**SUPPLIED MATERIAL**

□ □ □ □ □

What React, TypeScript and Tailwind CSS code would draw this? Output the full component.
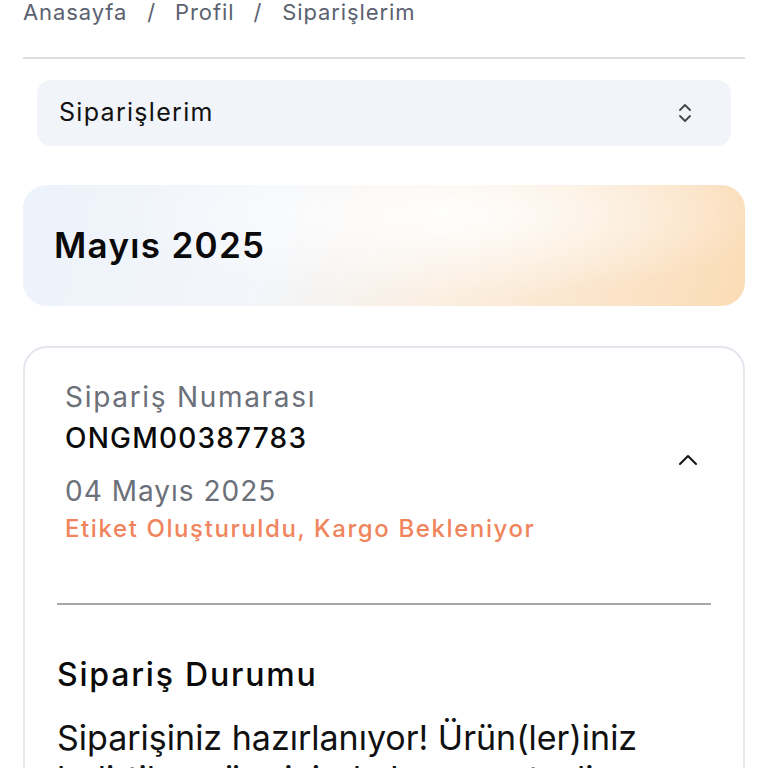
import React from "react";

export default function App() {
  return (
    <div className="w-[768px] h-[768px] overflow-hidden bg-white font-[Inter,'Noto_Sans',sans-serif]">
      <div className="px-[23px]">
        <div className="h-[59px] border-b-2 border-[#dcdfe3] flex items-start">
          <div className="flex items-center text-[22px] leading-[24px] tracking-[0.9px] text-[#5b6270]">
            <span>Anasayfa</span>
            <span className="ml-[20px]">/</span>
            <span className="ml-[19px]">Profil</span>
            <span className="ml-[19px]">/</span>
            <span className="ml-[20px]">Siparişlerim</span>
          </div>
        </div>
        <div className="px-[14px] pt-[21px]">
          <div className="h-[66px] rounded-[14px] bg-[#f1f4f8] flex items-center justify-between pl-[22px] pr-[38px]">
            <span className="text-[25px] tracking-[1.3px] text-[#111]">Siparişlerim</span>
            <svg width="16" height="22" viewBox="0 0 16 22" fill="none" stroke="#444" strokeWidth="1.8" strokeLinecap="round" strokeLinejoin="round">
              <path d="M3 8 L8 3 L13 8" />
              <path d="M3 14 L8 19 L13 14" />
            </svg>
          </div>
        </div>
        <div className="mt-[39px] h-[121px] rounded-[24px] flex items-center pl-[31px] bg-[radial-gradient(ellipse_45%_70%_at_58%_25%,rgba(255,255,255,0.95),rgba(255,255,255,0)_100%),linear-gradient(105deg,#edf3fb_0%,#f3f6fa_35%,#fbeee0_60%,#fbdcb6_100%)]">
          <span className="text-[35px] font-semibold text-[#0a0a0a] tracking-[1.3px]">Mayıs 2025</span>
        </div>
        <div className="mt-[40px] rounded-[24px] border-2 border-[#e3e7ed] px-[32px] pt-[29px] pb-[40px]">
          <div className="flex items-center justify-between pl-[8px] pr-[12px]">
            <div className="flex flex-col">
              <span className="text-[28px] leading-[40px] tracking-[1.7px] text-[#6b7079]">Sipariş Numarası</span>
              <span className="text-[28px] leading-[40px] tracking-[1.2px] font-medium text-[#0a0a0a] mt-[1px]">ONGM00387783</span>
              <span className="text-[28px] leading-[40px] tracking-[1px] text-[#6b7079] mt-[13px]">04 Mayıs 2025</span>
              <span className="text-[24px] leading-[36px] tracking-[1.6px] font-medium text-[#f0845c]">Etiket Oluşturuldu, Kargo Bekleniyor</span>
            </div>
            <svg width="22" height="14" viewBox="0 0 22 14" fill="none" stroke="#111" strokeWidth="2" strokeLinecap="round" strokeLinejoin="round" className="-mt-[5px]">
              <path d="M3 11 L11 3 L19 11" />
            </svg>
          </div>
          <div className="mt-[56px] h-[2px] bg-[#a3a6ab]" />
          <div className="mt-[46px] text-[32px] tracking-[1.8px] font-medium text-[#0a0a0a]">Sipariş Durumu</div>
          <p className="mt-[18px] text-[34px] leading-[41px] tracking-[0px] text-[#111]">
            Siparişiniz hazırlanıyor! Ürün(ler)iniz belirtilen süre içinde kargoya teslim edilecektir.
          </p>
        </div>
      </div>
    </div>
  );
}
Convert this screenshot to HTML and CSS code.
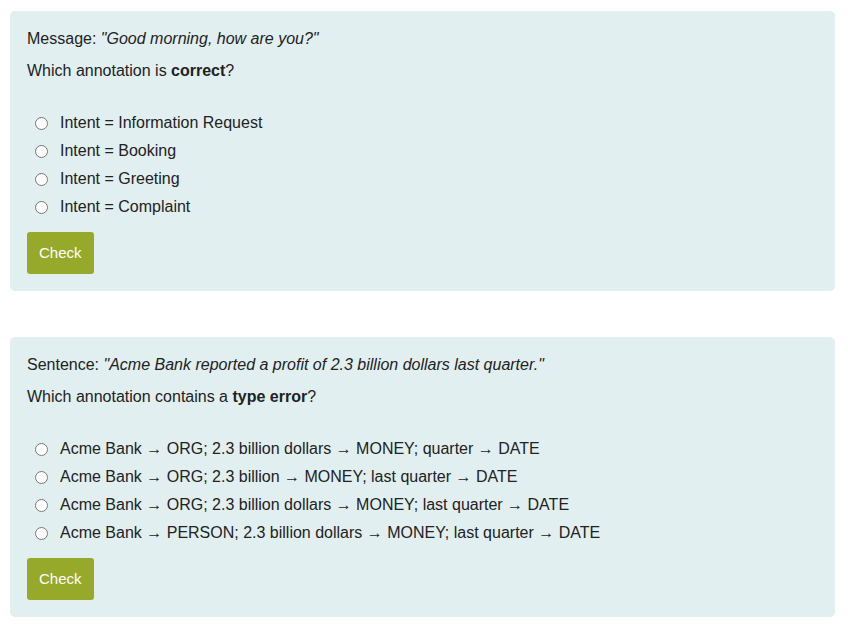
FILE: index.html
```html
<!doctype html>
<html>
  <head>
    <title>Annotation quiz</title>
    <meta name="viewport" content="width=device-width">
    <link rel="stylesheet" href="styles.css">
  </head>
  <body>
    <div class="quiz">
      <p>Message: <em>"Good morning, how are you?"</em></p>
      <p>Which annotation is <strong>correct</strong>?</p>
      <ul class="options">
        <li><label><input type="radio" name="q1"> Intent = Information Request</label></li>
        <li><label><input type="radio" name="q1"> Intent = Booking</label></li>
        <li><label><input type="radio" name="q1"> Intent = Greeting</label></li>
        <li><label><input type="radio" name="q1"> Intent = Complaint</label></li>
      </ul>
      <button type="button" class="check">Check</button>
    </div>
    <div class="quiz">
      <p>Sentence: <em>"Acme Bank reported a profit of 2.3 billion dollars last quarter."</em></p>
      <p>Which annotation contains a <strong>type error</strong>?</p>
      <ul class="options">
        <li><label><input type="radio" name="q2"> Acme Bank &rarr; ORG; 2.3 billion dollars &rarr; MONEY; quarter &rarr; DATE</label></li>
        <li><label><input type="radio" name="q2"> Acme Bank &rarr; ORG; 2.3 billion &rarr; MONEY; last quarter &rarr; DATE</label></li>
        <li><label><input type="radio" name="q2"> Acme Bank &rarr; ORG; 2.3 billion dollars &rarr; MONEY; last quarter &rarr; DATE</label></li>
        <li><label><input type="radio" name="q2"> Acme Bank &rarr; PERSON; 2.3 billion dollars &rarr; MONEY; last quarter &rarr; DATE</label></li>
      </ul>
      <button type="button" class="check">Check</button>
    </div>
  </body>
</html>
```

FILE: styles.css
```css
body {
  margin: 11px 13px 0 10px;
  font-family: "Liberation Sans", Arial, sans-serif;
  font-size: 16px;
  color: #222;
}
.quiz {
  background-color: #e1eff1;
  border-radius: 5px;
  padding: 16px 17px 17px;
  margin-bottom: 46px;
}
.quiz:last-child {
  margin-bottom: 0;
}
.quiz p {
  margin: 0 0 8px;
  line-height: 24px;
}
.options {
  list-style: none;
  margin: 26px 0 11px;
  padding: 0;
}
.options li {
  height: 28px;
  display: flex;
  align-items: center;
}
.options label {
  display: flex;
  align-items: center;
}
.options input {
  width: 13px;
  height: 13px;
  margin: 0 12px 0 8px;
}
.check {
  background-color: #97a92a;
  color: #fff;
  border: none;
  border-radius: 3px;
  font-family: inherit;
  font-size: 15px;
  line-height: 18px;
  padding: 12px;
  cursor: pointer;
}
```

□ □ □ □ □

**CHALLENGE**
In this exercise, set down all of the data exactly, without the pictures.

**PROBLEM SOLUTION**
What React, TypeScript and Tailwind CSS code would draw this? Output the full component.
import React from "react";

export default function App() {
  return (
    <div className="w-[768px] h-[768px] overflow-hidden bg-white font-[Inter,'Noto_Sans',sans-serif]">
      <div className="px-[23px]">
        <div className="h-[59px] border-b-2 border-[#dcdfe3] flex items-start">
          <div className="flex items-center text-[22px] leading-[24px] tracking-[0.9px] text-[#5b6270]">
            <span>Anasayfa</span>
            <span className="ml-[20px]">/</span>
            <span className="ml-[19px]">Profil</span>
            <span className="ml-[19px]">/</span>
            <span className="ml-[20px]">Siparişlerim</span>
          </div>
        </div>
        <div className="px-[14px] pt-[21px]">
          <div className="h-[66px] rounded-[14px] bg-[#f1f4f8] flex items-center justify-between pl-[22px] pr-[38px]">
            <span className="text-[25px] tracking-[1.3px] text-[#111]">Siparişlerim</span>
            <svg width="16" height="22" viewBox="0 0 16 22" fill="none" stroke="#444" strokeWidth="1.8" strokeLinecap="round" strokeLinejoin="round">
              <path d="M3 8 L8 3 L13 8" />
              <path d="M3 14 L8 19 L13 14" />
            </svg>
          </div>
        </div>
        <div className="mt-[39px] h-[121px] rounded-[24px] flex items-center pl-[31px] bg-[radial-gradient(ellipse_45%_70%_at_58%_25%,rgba(255,255,255,0.95),rgba(255,255,255,0)_100%),linear-gradient(105deg,#edf3fb_0%,#f3f6fa_35%,#fbeee0_60%,#fbdcb6_100%)]">
          <span className="text-[35px] font-semibold text-[#0a0a0a] tracking-[1.3px]">Mayıs 2025</span>
        </div>
        <div className="mt-[40px] rounded-[24px] border-2 border-[#e3e7ed] px-[32px] pt-[29px] pb-[40px]">
          <div className="flex items-center justify-between pl-[8px] pr-[12px]">
            <div className="flex flex-col">
              <span className="text-[28px] leading-[40px] tracking-[1.7px] text-[#6b7079]">Sipariş Numarası</span>
              <span className="text-[28px] leading-[40px] tracking-[1.2px] font-medium text-[#0a0a0a] mt-[1px]">ONGM00387783</span>
              <span className="text-[28px] leading-[40px] tracking-[1px] text-[#6b7079] mt-[13px]">04 Mayıs 2025</span>
              <span className="text-[24px] leading-[36px] tracking-[1.6px] font-medium text-[#f0845c]">Etiket Oluşturuldu, Kargo Bekleniyor</span>
            </div>
            <svg width="22" height="14" viewBox="0 0 22 14" fill="none" stroke="#111" strokeWidth="2" strokeLinecap="round" strokeLinejoin="round" className="-mt-[5px]">
              <path d="M3 11 L11 3 L19 11" />
            </svg>
          </div>
          <div className="mt-[56px] h-[2px] bg-[#a3a6ab]" />
          <div className="mt-[46px] text-[32px] tracking-[1.8px] font-medium text-[#0a0a0a]">Sipariş Durumu</div>
          <p className="mt-[18px] text-[34px] leading-[41px] tracking-[0px] text-[#111]">
            Siparişiniz hazırlanıyor! Ürün(ler)iniz belirtilen süre içinde kargoya teslim edilecektir.
          </p>
        </div>
      </div>
    </div>
  );
}
Convert this screenshot to HTML and CSS code.
FILE: index.html
```html
<!doctype html>
<html>
  <head>
    <title>Annotation quiz</title>
    <meta name="viewport" content="width=device-width">
    <link rel="stylesheet" href="styles.css">
  </head>
  <body>
    <div class="quiz">
      <p>Message: <em>"Good morning, how are you?"</em></p>
      <p>Which annotation is <strong>correct</strong>?</p>
      <ul class="options">
        <li><label><input type="radio" name="q1"> Intent = Information Request</label></li>
        <li><label><input type="radio" name="q1"> Intent = Booking</label></li>
        <li><label><input type="radio" name="q1"> Intent = Greeting</label></li>
        <li><label><input type="radio" name="q1"> Intent = Complaint</label></li>
      </ul>
      <button type="button" class="check">Check</button>
    </div>
    <div class="quiz">
      <p>Sentence: <em>"Acme Bank reported a profit of 2.3 billion dollars last quarter."</em></p>
      <p>Which annotation contains a <strong>type error</strong>?</p>
      <ul class="options">
        <li><label><input type="radio" name="q2"> Acme Bank &rarr; ORG; 2.3 billion dollars &rarr; MONEY; quarter &rarr; DATE</label></li>
        <li><label><input type="radio" name="q2"> Acme Bank &rarr; ORG; 2.3 billion &rarr; MONEY; last quarter &rarr; DATE</label></li>
        <li><label><input type="radio" name="q2"> Acme Bank &rarr; ORG; 2.3 billion dollars &rarr; MONEY; last quarter &rarr; DATE</label></li>
        <li><label><input type="radio" name="q2"> Acme Bank &rarr; PERSON; 2.3 billion dollars &rarr; MONEY; last quarter &rarr; DATE</label></li>
      </ul>
      <button type="button" class="check">Check</button>
    </div>
  </body>
</html>
```

FILE: styles.css
```css
body {
  margin: 11px 13px 0 10px;
  font-family: "Liberation Sans", Arial, sans-serif;
  font-size: 16px;
  color: #222;
}
.quiz {
  background-color: #e1eff1;
  border-radius: 5px;
  padding: 16px 17px 17px;
  margin-bottom: 46px;
}
.quiz:last-child {
  margin-bottom: 0;
}
.quiz p {
  margin: 0 0 8px;
  line-height: 24px;
}
.options {
  list-style: none;
  margin: 26px 0 11px;
  padding: 0;
}
.options li {
  height: 28px;
  display: flex;
  align-items: center;
}
.options label {
  display: flex;
  align-items: center;
}
.options input {
  width: 13px;
  height: 13px;
  margin: 0 12px 0 8px;
}
.check {
  background-color: #97a92a;
  color: #fff;
  border: none;
  border-radius: 3px;
  font-family: inherit;
  font-size: 15px;
  line-height: 18px;
  padding: 12px;
  cursor: pointer;
}
```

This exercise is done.